Nothing else on the market even compares, and it immerses you in using your Mac in a way that other Macs don’t. In apps designed for the MacBook Pro Retina display, all of the little jagged edges that used to imperceptibly catch hold of your brain and prevent you from sliding into a feeling of seeing something less virtual than real have been smoothed away.
Unfortunately, there’s a catch. This only works when an app has been updated for Retina, or when a video or image is suitably high-def. And while Apple has eliminated almost all of that visual friction in the core OS X apps, the rest of the Internet and third-party OS X library looks beyond terrible, as if everything was covered in a thin layer of mucus and dust.
Google’s Chrome browser, for example, looks as if it’s been ineptly upsampled from a much lower resolution… which, of course, it has (Chrome’s developer builds have already corrected this problem). Another common app, Twitter for Mac, looks so bad, it looks like a video transmission from Voyager passing through a gamma radiation cloud.
Imagine the most beautiful painting you’ve ever seen in your life positioned right next to the filthiest toilet in the world and you’ve got a good idea of what non-Retina apps look like.
To be fair, a lot of the most popular apps will start updating themselves for Retina Macs soon.
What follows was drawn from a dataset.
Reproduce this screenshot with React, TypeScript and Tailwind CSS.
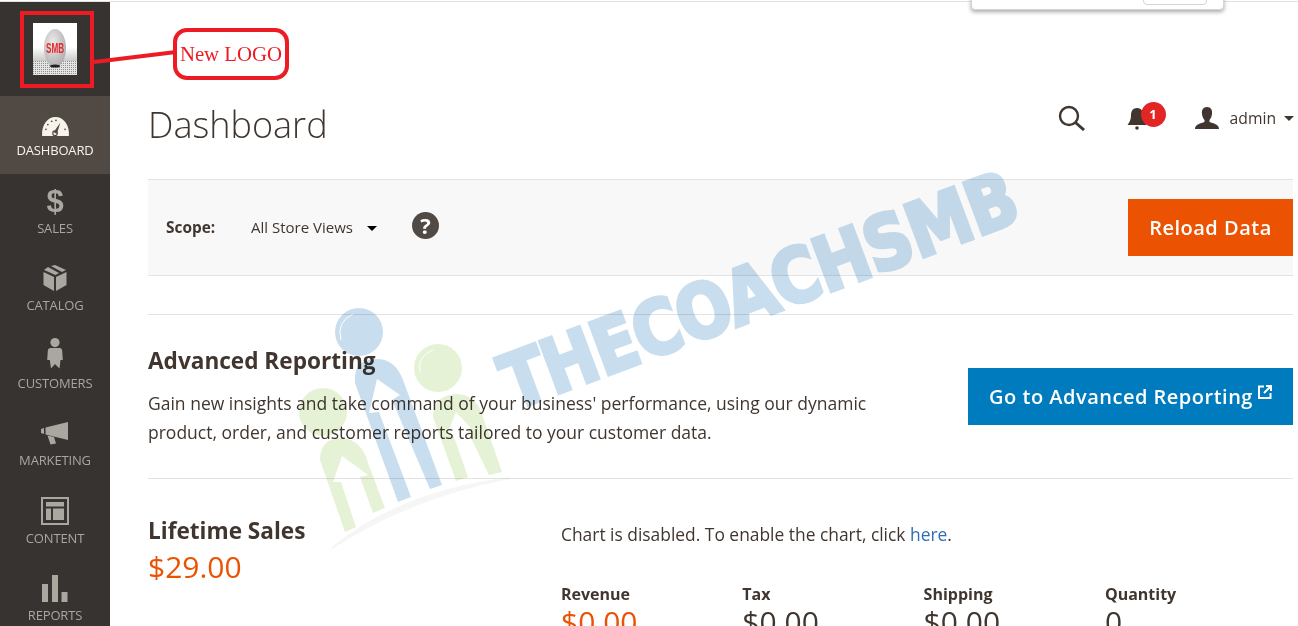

But not all of them will, and this is going to pose a lot more problems for Retina Mac owners running non-Retina apps than it does for Retina iPad or iPhone owners running non-Retina apps, because of the very nature of OS X.
On an iPad or iPhone, every app takes up the full screen, so if you use a non-Retina app, you might notice it looks fuzzier, but you quickly adjust while you’re using the app because there’s nothing to compare it to on-screen. In other words, using a non-Retina app on a Retina iPhone or iPad, the whole screen switches over to non-Retina resolutions. On a Retina Mac, though, you can use multiple apps side-by-side, and most people do, constantly.
That means that next to a Retina app, a Mac app that hasn’t been updated sticks out like a sore thumb. Imagine the most beautiful painting you’ve ever seen in your life positioned right next to the filthiest toilet in the world, and you’ve got an idea of the problem. And it’s unlikely that this problem is going to go away for years.
That said, you can make a compromise, and it’s a nice one. The new Retina MacBook Pros default to a HiDPI 1,440 x 900 pixel desktop, meaning that each pixel of a normal 1,440 x 900 display is essentially comprised of four smaller ones, giving unprecedented visual clarity. You can, however, adjust the settings of a Retina MacBook Pro so that it sacrifices clarity for desktop space, “shrinking” the size of apps and UI elements in relation to the desktop, up to a maximum of an equivalent 1,920 x 1200 resolution. We love this mode: it not only makes non-Retina apps look significantly better, it also gives notebook users a lot more desktop space… a huge perk if you work in multiple windows side-by-side fairly often.
Another improvement in the Retina MacBook Pros that isn’t getting the attention it deserves is the new speakers. In a word, they sound great, with clear highs and mids, and decent lows for a notebook. It’s true that there’s no mistaking them for a dedicated external sound system with a serious subwoofer, and they lack even much of the oomph of the iMac’s speaker system, but these are still impressive, room-filling speakers for a notebook this streamlined. If you use your laptop to play a lot of music, you could have a respectable DJ party with these.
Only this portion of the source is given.